CPI eased from 6.8% to 3.8%

A report accompanying staff’s presentation said products used heavily by the city such as ductile iron, copper pipes and fittings, electrical supplies, wire and cabling, waterworks brass fittings, mechanical couplings and steel street lighting poles are anticipated to continue to increase in price.

While the Consumer Price Index (CPI) for Metro Vancouver has eased from the peak of 6.8 per cent in 2022 to 3.8 per cent in May 2023, the current inflation rate still remains higher than the Bank of Canada’s target range of one to three per cent.

The most recent Conference Board of Canada CPI forecast for the period of 2024-2028 is currently estimated at two per cent. However, the Canadian economy grew faster than expected in the first three months of 2023, with an expectation to continue expanding in April 2023.

The five-year budget outlook from staff comes after the ABC Vancouver-dominated council approved a 10.7 per cent tax increase in February for 2023. At the time, Mayor Ken Sim told reporters that “tax increases of this magnitude cannot and will not become the norm” and that “tax increases like this” will not become a thing of the future.

Sim was on city business Tuesday and absent from the council meeting.

'Desired property tax percentage'

But his colleague, Coun. Sarah Kirby-Yung, told reporters after the meeting that a property tax hike of nine per cent over the next five years “is not direction from council as to what our target or desired property tax percentage is, and that's really important to note.”

Kirby-Yung wouldn’t say what that “desired property tax percentage” is, pointing out staff’s update Tuesday was a starting point for addressing the city’s 2024 operating and capital budgets, which are anticipated to go before council for approval in December.

“When we get some facts that we can put out there, then we'll share them,” she said. “But we're not going to put out a number that we can't stand behind yet.”

Added Kirby-Yung: “We know that this isn't sustainable. So we're like everybody else balancing the same cost pressures. But we don't want to put undue burden on the residents and the small businesses, so we're looking to try to make that more reasonable for people.”

Back in April, the mayor announced that he created a task force with a mandate to review the city’s operating and capital budgets “with a fine-tooth comb” and recommend ways tax dollars can be spent “more efficiently and responsibly.”

Recommendations from the task force are expected in October.

'Not a lot of fat to be trimmed'

OneCity Coun. Christine Boyle said staff’s five-year budget outlook was a reflection of the significant pressure that local governments are facing financially in terms of inflation and downloaded costs from senior governments.

“What staff outlined is clearly there's not a lot of fat to be trimmed in the budget,” Boyle said. “Vancouver has been finding efficiencies for a number of years all through last term. We were pressuring each department to find efficiencies and we were holding vacancies, particularly through the pandemic.”

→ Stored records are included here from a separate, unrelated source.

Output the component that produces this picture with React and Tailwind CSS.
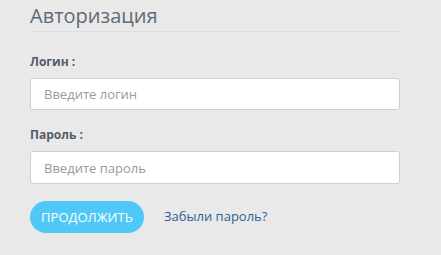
export default function App() {
  return (
    <div className="min-h-[255px] w-[441px] bg-[#e9e9e9] font-['Open_Sans',sans-serif]">
      <div className="ml-[30px] w-[370px] pt-[3px]">
        <h1 className="border-b border-[#dcdcdc] pb-[2px] text-[20px] leading-[26px] text-[#606a75]">Авторизация</h1>
        <form className="mt-[22px] flex flex-col">
          <label className="text-[12px] font-bold leading-[16px] text-[#555c66]">Логин :</label>
          <input
            type="text"
            placeholder="Введите логин"
            className="mt-[8px] h-[32px] w-full rounded-[3px] border border-[#cfcfcf] bg-white px-[13px] text-[13px] text-[#555] placeholder:text-[#9a9a9a] focus:outline-none"
          />
          <label className="mt-[17px] text-[12px] font-bold leading-[16px] text-[#555c66]">Пароль :</label>
          <input
            type="password"
            placeholder="Введите пароль"
            className="mt-[8px] h-[33px] w-full rounded-[3px] border border-[#cfcfcf] bg-white px-[13px] text-[13px] text-[#555] placeholder:text-[#9a9a9a] focus:outline-none"
          />
          <div className="mt-[17px] flex items-center gap-[20px]">
            <button
              type="button"
              className="h-[32px] w-[114px] rounded-full bg-[#4fc8f7] text-[13px] leading-none text-white"
            >
              ПРОДОЛЖИТЬ
            </button>
            <a href="#" className="text-[13px] text-[#2f5f95]">Забыли пароль?</a>
          </div>
        </form>
      </div>
    </div>
  )
}
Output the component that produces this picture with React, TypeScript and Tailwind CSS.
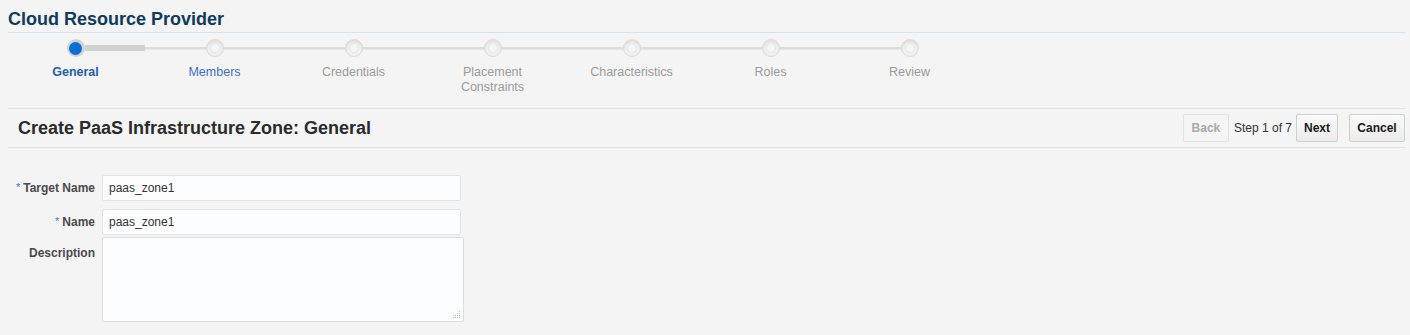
import { FC } from "react";

const steps = [
  { label: "General", state: "active" },
  { label: "Members", state: "next" },
  { label: "Credentials", state: "off" },
  { label: "Placement Constraints", state: "off" },
  { label: "Characteristics", state: "off" },
  { label: "Roles", state: "off" },
  { label: "Review", state: "off" },
];

const TrainStep: FC<{ label: string; state: string; index: number }> = ({ label, state, index }) => {
  const first = index === 0;
  const last = index === steps.length - 1;
  return (
    <div className="flex flex-col items-center">
      {/* track + stop */}
      <div className="flex items-center w-full h-[18px]">
        <div className={`flex-1 h-[2px] ${first ? "" : "bg-[#dcdcdc] shadow-[0_1px_1px_rgba(0,0,0,0.06)]"}`} />
        {state === "active" ? (
          <div className="w-[18px] h-[18px] rounded-full bg-[#d3d3d3] flex items-center justify-center">
            <div className="w-[13px] h-[13px] rounded-full bg-[#0b6fd3]" />
          </div>
        ) : (
          <div className="w-[18px] h-[18px] rounded-full bg-[#eef0f2] border border-[#d9d9d9] shadow-[inset_0_2px_2px_rgba(0,0,0,0.08)] flex items-center justify-center">
            <div className="w-[10px] h-[10px] rounded-full bg-[#f3f5f7] border border-[#e4e6e8]" />
          </div>
        )}
        <div
          className={`flex-1 ${
            last ? "" : first ? "h-[6px] bg-[#d2d2d2]" : "h-[2px] bg-[#dcdcdc] shadow-[0_1px_1px_rgba(0,0,0,0.06)]"
          }`}
        />
      </div>
      <div
        className={`mt-[8px] text-[12.5px] leading-[15px] text-center w-[100px] ${
          state === "active"
            ? "text-[#2461a8] font-bold"
            : state === "next"
            ? "text-[#3f6fc4]"
            : "text-[#9c9c9c]"
        }`}
      >
        {label}
      </div>
    </div>
  );
};

const Field: FC<{ label: string; required?: boolean; value: string }> = ({ label, required, value }) => (
  <div className="flex items-center">
    <div className="w-[95px] text-right text-[12px] font-bold text-[#4a4a4a] pr-0">
      {required && <span className="text-[#2a7bd6] font-normal text-[11px] align-top mr-[3px]">*</span>}
      {label}
    </div>
    <div className="ml-[7px] w-[359px] h-[26px] bg-[#fcfdfe] border border-[#e2e2e2] rounded-[2px] flex items-center px-[6px] text-[12px] text-[#333]">
      {value}
    </div>
  </div>
);

const App: FC = () => {
  return (
    <div
      className="w-[1410px] h-[335px] bg-[#f4f4f4] overflow-hidden text-[#333]"
      style={{ fontFamily: '"Liberation Sans", Arial, sans-serif' }}
    >
      {/* page title */}
      <div className="px-[8px] pt-[8px] h-[32px]">
        <h1 className="text-[18px] leading-[22px] font-bold text-[#0f3b5c]">Cloud Resource Provider</h1>
      </div>
      <div className="mx-[8px] mr-[5px] h-px bg-[#d5e2ee]" />

      {/* train */}
      <div className="h-[75px] pt-[6px] pl-[6px] grid grid-cols-[repeat(7,139px)]">
        {steps.map((s, i) => (
          <TrainStep key={s.label} label={s.label} state={s.state} index={i} />
        ))}
      </div>
      <div className="mx-[8px] mr-[5px] h-px bg-[#d5e2ee]" />

      {/* header */}
      <div className="h-[38px] flex items-center pl-[18px] pr-[5px]">
        <h2 className="text-[18px] font-bold text-[#2b2b2b] flex-1">Create PaaS Infrastructure Zone: General</h2>
        <div className="flex items-center text-[12px]">
          <button className="h-[28px] w-[46px] border border-[#e3e3e3] rounded-[2px] bg-[#f5f5f5] text-[#aaa] font-bold">
            Back
          </button>
          <span className="ml-[5px] mr-[4px] text-[#333]">Step 1 of 7</span>
          <button className="h-[28px] w-[42px] border border-[#cfcfcf] rounded-[2px] bg-gradient-to-b from-[#fafafa] to-[#ebebeb] text-[#1a1a1a] font-bold">
            Next
          </button>
          <button className="ml-[11px] h-[28px] w-[56px] border border-[#cfcfcf] rounded-[2px] bg-gradient-to-b from-[#fafafa] to-[#ebebeb] text-[#1a1a1a] font-bold">
            Cancel
          </button>
        </div>
      </div>
      <div className="mx-[8px] mr-[5px] h-px bg-[#d5e2ee]" />

      {/* form */}
      <div className="pt-[27px] flex flex-col gap-[8px]">
        <Field label="Target Name" required value="paas_zone1" />
        <Field label="Name" required value="paas_zone1" />
      </div>
      <div className="flex mt-[2px]">
        <div className="w-[95px] text-right text-[12px] font-bold text-[#4a4a4a] pt-[7px]">Description</div>
        <div className="ml-[7px] w-[362px] h-[85px] bg-[#fcfdfe] border border-[#dcdcdc] rounded-[2px] relative">
          <svg className="absolute right-[2px] bottom-[2px]" width="8" height="8" viewBox="0 0 8 8">
            <g fill="#b5b5b5">
              <rect x="6" y="0" width="1" height="1" />
              <rect x="4" y="2" width="1" height="1" />
              <rect x="6" y="2" width="1" height="1" />
              <rect x="2" y="4" width="1" height="1" />
              <rect x="4" y="4" width="1" height="1" />
              <rect x="6" y="4" width="1" height="1" />
              <rect x="0" y="6" width="1" height="1" />
              <rect x="2" y="6" width="1" height="1" />
              <rect x="4" y="6" width="1" height="1" />
              <rect x="6" y="6" width="1" height="1" />
            </g>
          </svg>
        </div>
      </div>
    </div>
  );
};

export default App;
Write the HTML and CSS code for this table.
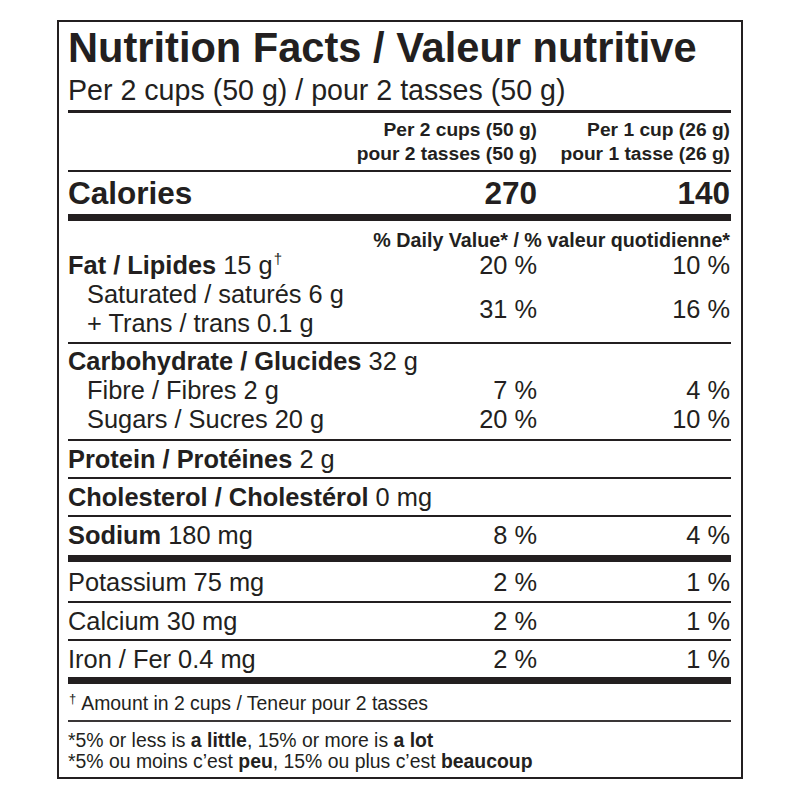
FILE: index.html
```html
<!DOCTYPE html>
<html lang="en">
<head>
<meta charset="utf-8">
<title>Nutrition Facts / Valeur nutritive</title>
<link rel="stylesheet" href="styles.css">
</head>
<body>
<div class="label">
  <h1 class="title">Nutrition Facts / Valeur nutritive</h1>
  <p class="serving">Per 2 cups (50 g) / pour 2 tasses (50 g)</p>
  <div class="rule rule-md"></div>

  <div class="grid head">
    <span></span>
    <div class="num">Per 2 cups (50 g)<br>pour 2 tasses (50 g)</div>
    <div class="num">Per 1 cup (26 g)<br>pour 1 tasse (26 g)</div>
  </div>
  <div class="rule"></div>

  <div class="grid calories">
    <span>Calories</span>
    <span class="num">270</span>
    <span class="num">140</span>
  </div>
  <div class="rule rule-thick"></div>

  <div class="dv">% Daily Value* / % valeur quotidienne*</div>

  <div class="block block-fat">
    <div class="grid line">
      <span class="name"><b>Fat / Lipides</b> 15 g<sup class="dagger">†</sup></span>
      <span class="num">20 %</span>
      <span class="num">10 %</span>
    </div>
    <div class="grid">
      <div class="name sub">
        <div class="line">Saturated / saturés 6 g</div>
        <div class="line">+ Trans / trans 0.1 g</div>
      </div>
      <span class="num mid">31 %</span>
      <span class="num mid">16 %</span>
    </div>
  </div>
  <div class="rule"></div>

  <div class="block block-carb">
    <div class="grid line">
      <span class="name"><b>Carbohydrate / Glucides</b> 32 g</span>
      <span></span>
      <span></span>
    </div>
    <div class="grid line">
      <span class="name sub">Fibre / Fibres 2 g</span>
      <span class="num">7 %</span>
      <span class="num">4 %</span>
    </div>
    <div class="grid line">
      <span class="name sub">Sugars / Sucres 20 g</span>
      <span class="num">20 %</span>
      <span class="num">10 %</span>
    </div>
  </div>
  <div class="rule"></div>

  <div class="grid line row">
    <span class="name"><b>Protein / Protéines</b> 2 g</span>
    <span></span>
    <span></span>
  </div>
  <div class="rule"></div>

  <div class="grid line row">
    <span class="name"><b>Cholesterol / Cholestérol</b> 0 mg</span>
    <span></span>
    <span></span>
  </div>
  <div class="rule"></div>

  <div class="grid line row row-sodium">
    <span class="name"><b>Sodium</b> 180 mg</span>
    <span class="num">8 %</span>
    <span class="num">4 %</span>
  </div>
  <div class="rule rule-thick"></div>

  <div class="grid line row row-first">
    <span class="name">Potassium 75 mg</span>
    <span class="num">2 %</span>
    <span class="num">1 %</span>
  </div>
  <div class="rule"></div>

  <div class="grid line row">
    <span class="name">Calcium 30 mg</span>
    <span class="num">2 %</span>
    <span class="num">1 %</span>
  </div>
  <div class="rule"></div>

  <div class="grid line row">
    <span class="name">Iron / Fer 0.4 mg</span>
    <span class="num">2 %</span>
    <span class="num">1 %</span>
  </div>
  <div class="rule rule-thick"></div>

  <p class="note"><sup class="note-dagger">†</sup>Amount in 2 cups / Teneur pour 2 tasses</p>
  <div class="rule rule-thin"></div>

  <div class="foot">
    <p>*5% or less is <b>a little</b>, 15% or more is <b>a lot</b></p>
    <p>*5% ou moins c’est <b>peu</b>, 15% ou plus c’est <b>beaucoup</b></p>
  </div>
</div>
</body>
</html>
```

FILE: styles.css
```css
* {
  box-sizing: border-box;
}

body {
  margin: 0;
  background: #ffffff;
  color: #231f20;
  font-family: "Liberation Sans", Arial, Helvetica, sans-serif;
}

.label {
  margin: 20px 0 0 57px;
  width: 686px;
  border: 2px solid #231f20;
  padding: 0 10px 0 9px;
}

.title {
  margin: 4px 0 0;
  font-size: 41.6px;
  line-height: 44px;
  font-weight: 700;
  white-space: nowrap;
}

.serving {
  margin: 4px 0;
  font-size: 28.6px;
  line-height: 32px;
  white-space: nowrap;
}

.rule {
  height: 2px;
  background: #231f20;
}

.rule-md {
  height: 3px;
}

.rule-thick {
  height: 7px;
}

.rule-thin {
  height: 1.5px;
  background: #3a3637;
}

.grid {
  display: grid;
  grid-template-columns: minmax(0, 1fr) 200px 193px;
}

.name {
  white-space: nowrap;
  min-width: 0;
}

.num {
  text-align: right;
  padding-right: 1px;
  white-space: nowrap;
}

.mid {
  align-self: center;
}

.head {
  padding: 5px 0 4px;
  font-size: 19.2px;
  font-weight: 700;
  line-height: 24px;
}

.calories {
  padding-top: 3px;
  margin-bottom: 3px;
  font-size: 31.5px;
  font-weight: 700;
  line-height: 36px;
}

.dv {
  margin-top: 8px;
  text-align: right;
  padding-right: 1px;
  font-size: 19.7px;
  font-weight: 700;
  line-height: 22px;
  white-space: nowrap;
}

.block,
.row {
  font-size: 25.4px;
  line-height: 29px;
}

.block-fat {
  padding-bottom: 4px;
}

.block-carb {
  padding: 3px 0 5px;
}

.sub {
  padding-left: 19px;
}

.row {
  padding: 3.5px 0;
}

.row-sodium {
  padding-bottom: 5.5px;
}

.row-first {
  padding: 6px 0 4px;
}

.dagger {
  font-size: 15px;
  line-height: 0;
  vertical-align: 10px;
  margin-left: 1px;
}

.note {
  margin: 0;
  padding: 8px 0 6px;
  font-size: 19.4px;
  line-height: 22px;
  white-space: nowrap;
}

.note-dagger {
  font-size: 13px;
  line-height: 0;
  vertical-align: 7px;
  margin: 0 5px 0 1px;
}

.foot {
  padding: 8.5px 0 4.5px;
  font-size: 19.4px;
  line-height: 21px;
  white-space: nowrap;
}

.foot p {
  margin: 0;
}
```
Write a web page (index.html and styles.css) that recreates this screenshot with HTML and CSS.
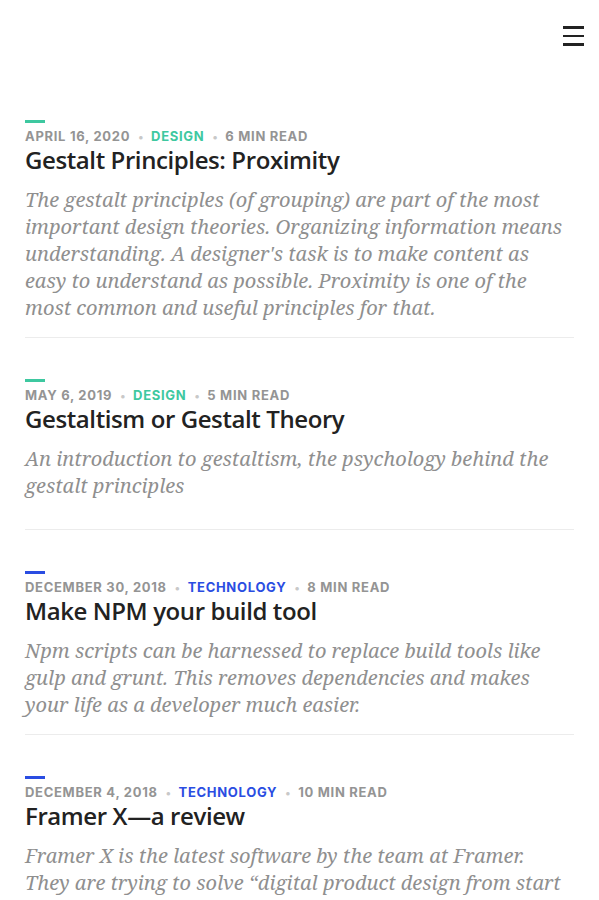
FILE: index.html
```html
<!DOCTYPE html>
<html lang="en">
<head>
<meta charset="utf-8">
<title>Blog</title>
<link rel="stylesheet" href="styles.css">
</head>
<body>
<header class="topbar">
  <button class="menu-btn" aria-label="Menu">
    <span class="menu-line"></span>
    <span class="menu-line"></span>
    <span class="menu-line"></span>
  </button>
</header>
<main class="posts">
  <article class="post post--design">
    <div class="post-accent"></div>
    <div class="post-meta">
      <span>April 16, 2020</span><span class="dot">•</span><span class="cat">Design</span><span class="dot">•</span><span>6 min read</span>
    </div>
    <h2 class="post-title">Gestalt Principles: Proximity</h2>
    <p class="post-excerpt">The gestalt principles (of grouping) are part of the most important design theories. Organizing information means understanding. A designer's task is to make content as easy to understand as possible. Proximity is one of the most common and useful principles for that.</p>
  </article>
  <article class="post post--design post--short">
    <div class="post-accent"></div>
    <div class="post-meta">
      <span>May 6, 2019</span><span class="dot">•</span><span class="cat">Design</span><span class="dot">•</span><span>5 min read</span>
    </div>
    <h2 class="post-title">Gestaltism or Gestalt Theory</h2>
    <p class="post-excerpt">An introduction to gestaltism, the psychology behind the gestalt principles</p>
  </article>
  <article class="post post--tech">
    <div class="post-accent"></div>
    <div class="post-meta">
      <span>December 30, 2018</span><span class="dot">•</span><span class="cat">Technology</span><span class="dot">•</span><span>8 min read</span>
    </div>
    <h2 class="post-title">Make NPM your build tool</h2>
    <p class="post-excerpt">Npm scripts can be harnessed to replace build tools like gulp and grunt. This removes dependencies and makes your life as a developer much easier.</p>
  </article>
  <article class="post post--tech">
    <div class="post-accent"></div>
    <div class="post-meta">
      <span>December 4, 2018</span><span class="dot">•</span><span class="cat">Technology</span><span class="dot">•</span><span>10 min read</span>
    </div>
    <h2 class="post-title">Framer X—a review</h2>
    <p class="post-excerpt">Framer X is the latest software by the team at Framer. They are trying to solve “digital product design from start to finish”, and this review takes a closer look at how well it does that.</p>
  </article>
</main>
</body>
</html>
```
FILE: styles.css
```css
* { box-sizing: border-box; }
html, body { margin: 0; padding: 0; background: #fff; }
body { font-family: "Open Sans", "Liberation Sans", sans-serif; color: #222; }

.topbar {
  display: flex;
  justify-content: flex-end;
  padding: 26px 15px 0 0;
  height: 79px;
}
.menu-btn {
  display: flex;
  flex-direction: column;
  gap: 6px;
  width: 21px;
  padding: 0;
  border: 0;
  background: none;
}
.menu-line {
  display: block;
  width: 21px;
  height: 2.5px;
  background: #222;
}

.posts { padding: 0 25px; }
.post {
  padding: 41px 0 0;
  border-bottom: 1px solid #ececec;
}
.post-accent {
  width: 20px;
  height: 3px;
  margin-bottom: 5px;
}
.post--design .post-accent { background: #3ec8a0; }
.post--tech .post-accent { background: #2a4de2; }

.post-meta {
  font-family: "Inter", "Liberation Sans", sans-serif;
  font-size: 13px;
  font-weight: 700;
  letter-spacing: 0.7px;
  text-transform: uppercase;
  color: #949494;
  line-height: 16px;
}
.post-meta .dot { margin: 0 7px 0 8px; color: #c8c8c8; font-size: 11px; }
.post--design .cat { color: #3ec8a0; }
.post--tech .cat { color: #2a4de2; }

.post-title {
  margin: 0;
  font-family: "Open Sans", "Liberation Sans", sans-serif;
  font-weight: 600;
  font-size: 24px;
  letter-spacing: -0.4px;
  line-height: 30px;
  color: #222;
}
.post-excerpt {
  margin: 11px 0 0;
  padding-bottom: 16px;
  font-family: "Noto Serif", "DejaVu Serif", serif;
  font-style: italic;
  font-size: 20px;
  line-height: 27px;
  color: #8f8f8f;
}
.post--short .post-excerpt { padding-bottom: 30px; }
```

Boyle, who was opposed to boosting the Vancouver Police Department’s budget and hiring 100 officers, said she was worried that budget deliberations later this year could end up in cuts to services to pay for ABC Vancouver’s campaign promises.

She mentioned library closures, reduced community centre hours and cutting grants to arts, culture and child care as concerns, although ABC Vancouver has not made suggestions any of that would occur.

“It's all trade-offs,” Boyle said. “And to be honest, I don't know what trade-offs this ABC majority will make — and it makes me very nervous.”

Some of the short-term strategies the city is looking at to increase revenues are fees from ride-hailing services, a commercial vehicle decal program, business licence fees and a “park board parking strategy.”